The union's Competence Database (Kompetensbanken), unveiled on Tuesday, will now help the union's 340,000 members find jobs. The launch is a huge thumbs-down to the jobs agency, which has been mired in scandal the last few months.

In June, TV4 news reported that only 14 percent of recruitment by small business owners took place with the help of the agency. At the weekend, the employment agency's CEO was fired by the government after the board made its discontent with her leadership publicly known last week.

On Monday, the TT news agency found that the agency's board chairwoman leads an education company that recently had to give back state funding after overstating the number of students in a further education course used by the agency.

"Our members feel things take a very long time with the agency," Fredriksson said. "It doesn't feel right that you have to wait for help during your redundancy notice, or even afterwards, when there are jobs to be had."

IF Metall also criticized the agency for not using its budget to its full potential.

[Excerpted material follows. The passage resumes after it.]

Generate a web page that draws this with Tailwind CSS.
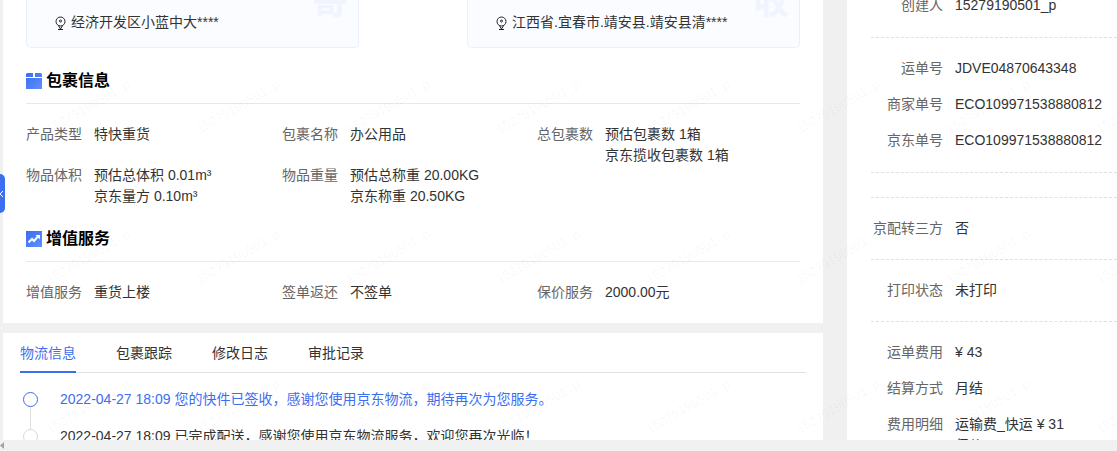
<!DOCTYPE html>
<html lang="zh-CN">
<head>
  <meta charset="UTF-8">
  <title>运单详情</title>
  <script src="https://cdn.jsdelivr.net/npm/@tailwindcss/browser@4"></script>
</head>
<body class="h-[451px] w-[1117px] overflow-hidden bg-[#f0f0f0] font-['Liberation_Sans','Noto_Sans_CJK_SC',sans-serif] text-[14px] leading-[21px] text-[#333]">
  <div class="relative h-[440px] overflow-hidden">
    <div class="flex h-[440px] pl-[3px]">
      <!-- left column -->
      <div class="w-[820px] shrink-0">
        <div class="h-[323px] bg-white px-[23px]">
          <div class="grid grid-cols-[333px_333px] gap-[108px]">
            <div class="relative h-[48px] overflow-hidden rounded-b-[5px] border border-t-0 border-[#e8efff] bg-[#fbfcff] pl-[28px] pt-[12px]">
              <span class="absolute right-[10px] top-[-18px] text-[36px] leading-[40px] font-bold text-[#f0f4ff]">寄</span>
              <div class="relative flex items-center gap-[5px]">
                <svg class="h-[14px] w-[11px]" viewBox="0 0 11 14" fill="none" stroke="#222" stroke-width="1"><circle cx="5.500" cy="5.500" r="4.500"/><circle cx="5.500" cy="5" r="1"/><path d="M3.500 9.700 5.500 13 7.500 9.700M3 13.500h5"/></svg>
                <span>经济开发区小蓝中大****</span>
              </div>
            </div>
            <div class="relative h-[48px] overflow-hidden rounded-b-[5px] border border-t-0 border-[#e8efff] bg-[#fbfcff] pl-[28px] pt-[12px]">
              <span class="absolute right-[10px] top-[-18px] text-[36px] leading-[40px] font-bold text-[#f0f4ff]">收</span>
              <div class="relative flex items-center gap-[5px]">
                <svg class="h-[14px] w-[11px]" viewBox="0 0 11 14" fill="none" stroke="#222" stroke-width="1"><circle cx="5.500" cy="5.500" r="4.500"/><circle cx="5.500" cy="5" r="1"/><path d="M3.500 9.700 5.500 13 7.500 9.700M3 13.500h5"/></svg>
                <span>江西省.宜春市.靖安县.靖安县清****</span>
              </div>
            </div>
          </div>

          <div class="mt-[20px] flex h-[36px] items-start gap-[4px] border-b border-[#e8e8e8] pt-px text-[16px] leading-[24px] font-bold text-black">
            <svg class="mt-[4px] h-[16px] w-[16px]" viewBox="0 0 16 16"><defs><linearGradient id="pk" x1="0" y1="0" x2="1" y2="1"><stop offset="0" stop-color="#3a6df0"/><stop offset="1" stop-color="#5f8fff"/></linearGradient></defs><path fill="url(#pk)" d="M1.500 0H7v4H0V1.500A1.500 1.500 0 0 1 1.500 0ZM9 0h5.500A1.500 1.500 0 0 1 16 1.500V4H9ZM0 5h16v11H0Z"/></svg>
            <span>包裹信息</span>
          </div>

          <div class="mt-[20px] grid grid-cols-[256px_255px_1fr] grid-rows-[41px_42px]">
            <div class="flex gap-[12px]"><span class="text-[#666]">产品类型</span><span>特快重货</span></div>
            <div class="flex gap-[12px]"><span class="text-[#666]">包裹名称</span><span>办公用品</span></div>
            <div class="flex gap-[12px]"><span class="text-[#666]">总包裹数</span><div><div>预估包裹数 1箱</div><div>京东揽收包裹数 1箱</div></div></div>
            <div class="flex gap-[12px]"><span class="text-[#666]">物品体积</span><div><div>预估总体积 0.01m³</div><div>京东量方 0.10m³</div></div></div>
            <div class="flex gap-[12px]"><span class="text-[#666]">物品重量</span><div><div>预估总称重 20.00KG</div><div>京东称重 20.50KG</div></div></div>
          </div>

          <div class="mt-[19px] flex h-[36px] items-start gap-[4px] border-b border-[#e8e8ee] pt-px text-[16px] leading-[24px] font-bold text-black">
            <svg class="mt-[4px] h-[16px] w-[16px]" viewBox="0 0 16 16"><rect width="16" height="16" fill="url(#pk)"/><path d="M2.500 11.500 6 8l2 2 4-4.500" fill="none" stroke="#fff" stroke-width="2"/><path d="M9.500 4H14v4.500Z" fill="#fff"/></svg>
            <span>增值服务</span>
          </div>

          <div class="mt-[20px] grid grid-cols-[256px_255px_1fr]">
            <div class="flex gap-[12px]"><span class="text-[#666]">增值服务</span><span>重货上楼</span></div>
            <div class="flex gap-[12px]"><span class="text-[#666]">签单返还</span><span>不签单</span></div>
            <div class="flex gap-[12px]"><span class="text-[#666]">保价服务</span><span>2000.00元</span></div>
          </div>
        </div>

        <div class="mt-[10px] h-[107px] overflow-hidden bg-white pl-[17px] pr-[17px] pt-[10px]">
          <div class="flex h-[30px] gap-[40px] border-b border-[#dfe1e6]">
            <span class="h-[30px] border-b-2 border-[#3c6ef0] text-[#3c6ef0]">物流信息</span>
            <span>包裹跟踪</span>
            <span>修改日志</span>
            <span>审批记录</span>
          </div>
          <div class="relative mt-[16px] pl-[40px]">
            <div class="absolute left-[9.5px] top-[10px] h-[37px] w-px bg-[#dfdfdf]"></div>
            <div class="relative flex items-center text-[#3c6ef0]">
              <span class="absolute left-[-37px] h-[15px] w-[15px] rounded-full border border-[#3c6ef0] bg-white"></span>
              <span>2022-04-27 18:09 您的快件已签收，感谢您使用京东物流，期待再次为您服务。</span>
            </div>
            <div class="relative mt-[16px] flex items-center">
              <span class="absolute left-[-37px] h-[15px] w-[15px] rounded-full border border-[#d9d9d9] bg-white"></span>
              <span>2022-04-27 18:09 已完成配送，感谢您使用京东物流服务，欢迎您再次光临！</span>
            </div>
          </div>
        </div>
      </div>

      <!-- right column -->
      <div class="ml-[24px] w-[270px] shrink-0 bg-white pl-[24px]">
        <div class="-mt-[5px] flex gap-[12px]"><span class="w-[72px] text-right text-[#666]">创建人</span><span>15279190501_p</span></div>
        <div class="mt-[21px] border-t border-dashed border-[#e0e0e0]"></div>
        <div class="mt-[20px] flex gap-[12px]"><span class="w-[72px] text-right text-[#666]">运单号</span><span>JDVE04870643348</span></div>
        <div class="mt-[15px] flex gap-[12px]"><span class="w-[72px] text-right text-[#666]">商家单号</span><span>ECO109971538880812</span></div>
        <div class="mt-[15px] flex gap-[12px]"><span class="w-[72px] text-right text-[#666]">京东单号</span><span>ECO109971538880812</span></div>
        <div class="mt-[21px] border-t border-dashed border-[#e0e0e0]"></div>
        <div class="mt-[24px] border-t border-dashed border-[#e0e0e0]"></div>
        <div class="mt-[20px] flex gap-[12px]"><span class="w-[72px] whitespace-nowrap text-right text-[#666]">京配转三方</span><span>否</span></div>
        <div class="mt-[20px] border-t border-dashed border-[#e0e0e0]"></div>
        <div class="mt-[20px] flex gap-[12px]"><span class="w-[72px] text-right text-[#666]">打印状态</span><span>未打印</span></div>
        <div class="mt-[20px] border-t border-dashed border-[#e0e0e0]"></div>
        <div class="mt-[20px] flex gap-[12px]"><span class="w-[72px] text-right text-[#666]">运单费用</span><span>¥ 43</span></div>
        <div class="mt-[15px] flex gap-[12px]"><span class="w-[72px] text-right text-[#666]">结算方式</span><span>月结</span></div>
        <div class="mt-[15px] flex gap-[12px]"><span class="w-[72px] text-right text-[#666]">费用明细</span><div><div>运输费_快运 ¥ 31</div><div>保价</div></div></div>
      </div>
    </div>

    <!-- collapse handle -->
    <div class="absolute left-0 top-[174px] flex h-[39px] w-[5px] items-center justify-start overflow-hidden rounded-r-[5px] bg-[#3c6ef0]">
      <svg class="h-[8px] w-[3px] shrink-0" viewBox="0 0 3 8" fill="none" stroke="#fff"><path d="M3 1 0 4l3 3"/></svg>
    </div>

    <!-- watermark -->
    <div id="watermark" class="pointer-events-none absolute left-[-137px] top-[-119px] grid grid-cols-[repeat(9,150px)] auto-rows-[150px]"></div>
  </div>

  <!-- scrollbar -->
  <div class="flex h-[11px] items-center bg-[#f1f1f1]">
    <svg class="h-[7px] w-[4px]" viewBox="0 0 4 7"><path d="M4 0v7L0 3.500Z" fill="#a3a3a3"/></svg>
  </div>

  <script>
    const watermark = document.getElementById('watermark');
    for (let i = 0; i < 36; i++) {
      const cell = document.createElement('div');
      cell.className = 'flex items-center justify-center';
      const text = document.createElement('span');
      text.className = 'rotate-[-30deg] whitespace-nowrap text-[13px] text-black/[0.04]';
      text.textContent = '15279190501_p';
      cell.appendChild(text);
      watermark.appendChild(cell);
    }
  </script>
</body>
</html>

"They are sending back money to the state every year instead of making sure long-term unemployed get into training programmes so they can get jobs," Fredriksson said.

Among the union's members, almost ten percent are out of work at present. The rate varies considerably across the country. The Saab meltdown two years ago in Trollhättan in western Sweden has left unemployment there hovering at about 30 percent. Young members in Blekinge County in southern Sweden, meanwhile, have the same unemployment rate, due largely to the financial downturn in 2009.